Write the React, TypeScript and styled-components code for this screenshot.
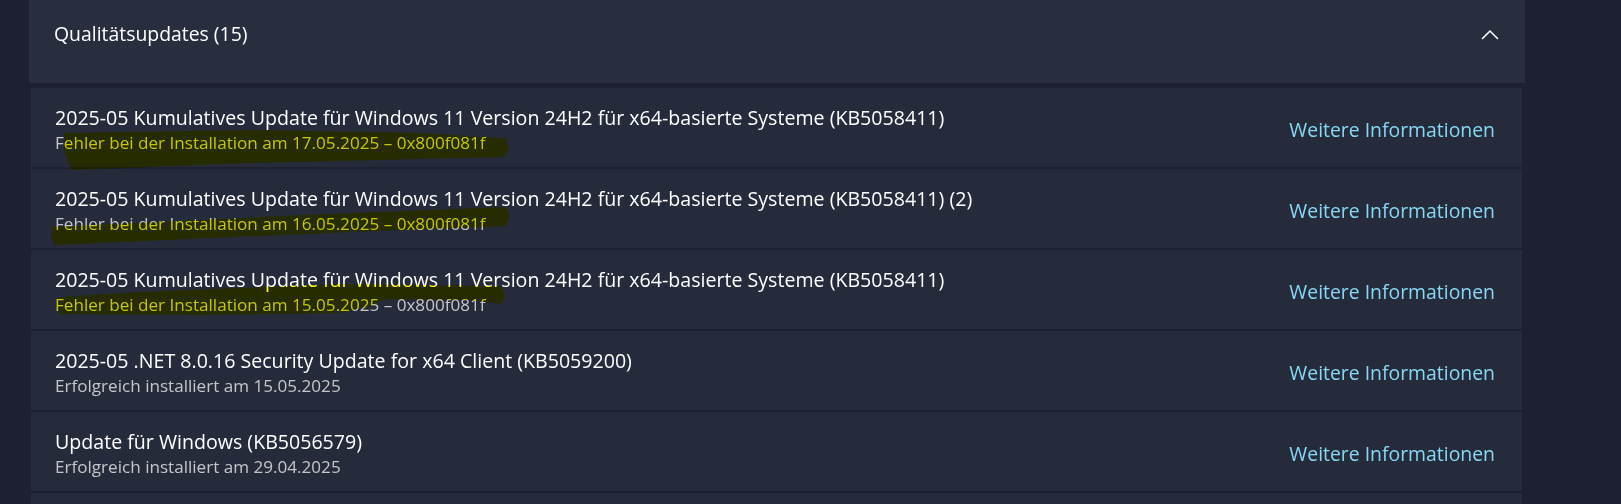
import { createGlobalStyle, styled } from 'styled-components';

interface Update {
  title: string;
  status: string;
}

const UPDATES: Update[] = [
  {
    title: '2025-05 Kumulatives Update für Windows 11 Version 24H2 für x64-basierte Systeme (KB5058411)',
    status: 'Fehler bei der Installation am 17.05.2025 – 0x800f081f',
  },
  {
    title: '2025-05 Kumulatives Update für Windows 11 Version 24H2 für x64-basierte Systeme (KB5058411) (2)',
    status: 'Fehler bei der Installation am 16.05.2025 – 0x800f081f',
  },
  {
    title: '2025-05 Kumulatives Update für Windows 11 Version 24H2 für x64-basierte Systeme (KB5058411)',
    status: 'Fehler bei der Installation am 15.05.2025 – 0x800f081f',
  },
  {
    title: '2025-05 .NET 8.0.16 Security Update for x64 Client (KB5059200)',
    status: 'Erfolgreich installiert am 15.05.2025',
  },
  {
    title: 'Update für Windows (KB5056579)',
    status: 'Erfolgreich installiert am 29.04.2025',
  },
];

// highlighter strokes drawn over the screenshot (page coordinates)
const MARKS = [
  '65,134 250,131 420,134 504,139 508,148 504,156 420,158 250,162 72,169 65,152',
  '53,228 280,217 505,208 509,216 505,225 280,234 55,244 52,236',
  '58,298 140,293 340,285 500,287 504,295 500,303 470,299 385,298 370,305 340,312 200,314 60,313 56,305',
];

const GlobalStyle = createGlobalStyle`
  html, body {
    margin: 0;
    background: #1c2031;
  }

  body {
    font-family: 'Open Sans', 'Noto Sans', sans-serif;
    overflow: hidden;
  }
`;

const ChevronUp = () => (
  <svg width="18" height="11" viewBox="0 0 18 11" fill="none">
    <path d="M1.5 9.5 L9 2 L16.5 9.5" stroke="#ffffff" strokeWidth="1.6" strokeLinecap="round" strokeLinejoin="round" />
  </svg>
);

const App = () => {
  return (
    <>
      <GlobalStyle />
      <S.Page>
        <S.Expander>
          <S.Header>
            <S.HeaderTitle>Qualitätsupdates (15)</S.HeaderTitle>
            <S.Toggle type="button" aria-label="Zuklappen">
              <ChevronUp />
            </S.Toggle>
          </S.Header>
          <S.List>
            {UPDATES.map((update, index) => (
              <S.Row key={index}>
                <S.Info>
                  <S.Title>{update.title}</S.Title>
                  <S.Status>{update.status}</S.Status>
                </S.Info>
                <S.Link href="#">Weitere Informationen</S.Link>
              </S.Row>
            ))}
            <S.Row />
          </S.List>
          <S.Marks width="1496" height="504" viewBox="0 0 1496 504">
            <g transform="translate(-29 0)">
              {MARKS.map((points) => (
                <polygon key={points} points={points} fill="#ffff00" stroke="#ffff00" strokeWidth="2" strokeLinejoin="round" />
              ))}
            </g>
          </S.Marks>
        </S.Expander>
      </S.Page>
    </>
  );
};

const S = {
  Page: styled.div`
    display: flex;
    height: 504px;
    padding-left: 29px;
    overflow: hidden;
  `,

  Expander: styled.section`
    position: relative;
    display: flex;
    flex-direction: column;
    gap: 5px;
    width: 1496px;
  `,

  Header: styled.div`
    display: flex;
    justify-content: space-between;
    align-items: flex-start;
    flex-shrink: 0;
    box-sizing: border-box;
    height: 83px;
    padding: 21px 25px 0 25px;
    background: #292e3f;
  `,

  HeaderTitle: styled.h2`
    margin: 0;
    font-size: 19.4px;
    font-weight: 400;
    line-height: 26px;
    color: #ffffff;
  `,

  Toggle: styled.button`
    display: flex;
    align-items: center;
    justify-content: center;
    width: 20px;
    height: 26px;
    padding: 0;
    border: none;
    background: none;
    cursor: pointer;
  `,

  List: styled.div`
    display: flex;
    flex-direction: column;
    gap: 2px;
    padding: 0 3px 0 2px;
  `,

  Row: styled.div`
    display: flex;
    justify-content: space-between;
    align-items: flex-start;
    flex-shrink: 0;
    box-sizing: border-box;
    height: 79px;
    padding: 17px 27px 0 24px;
    background: #262b3c;
  `,

  Info: styled.div`
    display: flex;
    flex-direction: column;
  `,

  Title: styled.span`
    font-size: 19.6px;
    line-height: 26px;
    color: #ffffff;
  `,

  Status: styled.span`
    font-size: 17.1px;
    line-height: 24px;
    color: #c6c6c8;
  `,

  Link: styled.a`
    margin-top: 12px;
    font-size: 19.4px;
    line-height: 26px;
    color: #86d8f4;
    text-decoration: none;
  `,

  Marks: styled.svg`
    position: absolute;
    top: 0;
    left: 0;
    pointer-events: none;
    mix-blend-mode: multiply;
  `,
};

export default App;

Exercise details ▸ Reproduce the whole listing above word for word, but not its pictures.

Result ▸
Write the React, TypeScript and styled-components code for this screenshot.
import { createGlobalStyle, styled } from 'styled-components';

interface Update {
  title: string;
  status: string;
}

const UPDATES: Update[] = [
  {
    title: '2025-05 Kumulatives Update für Windows 11 Version 24H2 für x64-basierte Systeme (KB5058411)',
    status: 'Fehler bei der Installation am 17.05.2025 – 0x800f081f',
  },
  {
    title: '2025-05 Kumulatives Update für Windows 11 Version 24H2 für x64-basierte Systeme (KB5058411) (2)',
    status: 'Fehler bei der Installation am 16.05.2025 – 0x800f081f',
  },
  {
    title: '2025-05 Kumulatives Update für Windows 11 Version 24H2 für x64-basierte Systeme (KB5058411)',
    status: 'Fehler bei der Installation am 15.05.2025 – 0x800f081f',
  },
  {
    title: '2025-05 .NET 8.0.16 Security Update for x64 Client (KB5059200)',
    status: 'Erfolgreich installiert am 15.05.2025',
  },
  {
    title: 'Update für Windows (KB5056579)',
    status: 'Erfolgreich installiert am 29.04.2025',
  },
];

// highlighter strokes drawn over the screenshot (page coordinates)
const MARKS = [
  '65,134 250,131 420,134 504,139 508,148 504,156 420,158 250,162 72,169 65,152',
  '53,228 280,217 505,208 509,216 505,225 280,234 55,244 52,236',
  '58,298 140,293 340,285 500,287 504,295 500,303 470,299 385,298 370,305 340,312 200,314 60,313 56,305',
];

const GlobalStyle = createGlobalStyle`
  html, body {
    margin: 0;
    background: #1c2031;
  }

  body {
    font-family: 'Open Sans', 'Noto Sans', sans-serif;
    overflow: hidden;
  }
`;

const ChevronUp = () => (
  <svg width="18" height="11" viewBox="0 0 18 11" fill="none">
    <path d="M1.5 9.5 L9 2 L16.5 9.5" stroke="#ffffff" strokeWidth="1.6" strokeLinecap="round" strokeLinejoin="round" />
  </svg>
);

const App = () => {
  return (
    <>
      <GlobalStyle />
      <S.Page>
        <S.Expander>
          <S.Header>
            <S.HeaderTitle>Qualitätsupdates (15)</S.HeaderTitle>
            <S.Toggle type="button" aria-label="Zuklappen">
              <ChevronUp />
            </S.Toggle>
          </S.Header>
          <S.List>
            {UPDATES.map((update, index) => (
              <S.Row key={index}>
                <S.Info>
                  <S.Title>{update.title}</S.Title>
                  <S.Status>{update.status}</S.Status>
                </S.Info>
                <S.Link href="#">Weitere Informationen</S.Link>
              </S.Row>
            ))}
            <S.Row />
          </S.List>
          <S.Marks width="1496" height="504" viewBox="0 0 1496 504">
            <g transform="translate(-29 0)">
              {MARKS.map((points) => (
                <polygon key={points} points={points} fill="#ffff00" stroke="#ffff00" strokeWidth="2" strokeLinejoin="round" />
              ))}
            </g>
          </S.Marks>
        </S.Expander>
      </S.Page>
    </>
  );
};

const S = {
  Page: styled.div`
    display: flex;
    height: 504px;
    padding-left: 29px;
    overflow: hidden;
  `,

  Expander: styled.section`
    position: relative;
    display: flex;
    flex-direction: column;
    gap: 5px;
    width: 1496px;
  `,

  Header: styled.div`
    display: flex;
    justify-content: space-between;
    align-items: flex-start;
    flex-shrink: 0;
    box-sizing: border-box;
    height: 83px;
    padding: 21px 25px 0 25px;
    background: #292e3f;
  `,

  HeaderTitle: styled.h2`
    margin: 0;
    font-size: 19.4px;
    font-weight: 400;
    line-height: 26px;
    color: #ffffff;
  `,

  Toggle: styled.button`
    display: flex;
    align-items: center;
    justify-content: center;
    width: 20px;
    height: 26px;
    padding: 0;
    border: none;
    background: none;
    cursor: pointer;
  `,

  List: styled.div`
    display: flex;
    flex-direction: column;
    gap: 2px;
    padding: 0 3px 0 2px;
  `,

  Row: styled.div`
    display: flex;
    justify-content: space-between;
    align-items: flex-start;
    flex-shrink: 0;
    box-sizing: border-box;
    height: 79px;
    padding: 17px 27px 0 24px;
    background: #262b3c;
  `,

  Info: styled.div`
    display: flex;
    flex-direction: column;
  `,

  Title: styled.span`
    font-size: 19.6px;
    line-height: 26px;
    color: #ffffff;
  `,

  Status: styled.span`
    font-size: 17.1px;
    line-height: 24px;
    color: #c6c6c8;
  `,

  Link: styled.a`
    margin-top: 12px;
    font-size: 19.4px;
    line-height: 26px;
    color: #86d8f4;
    text-decoration: none;
  `,

  Marks: styled.svg`
    position: absolute;
    top: 0;
    left: 0;
    pointer-events: none;
    mix-blend-mode: multiply;
  `,
};

export default App;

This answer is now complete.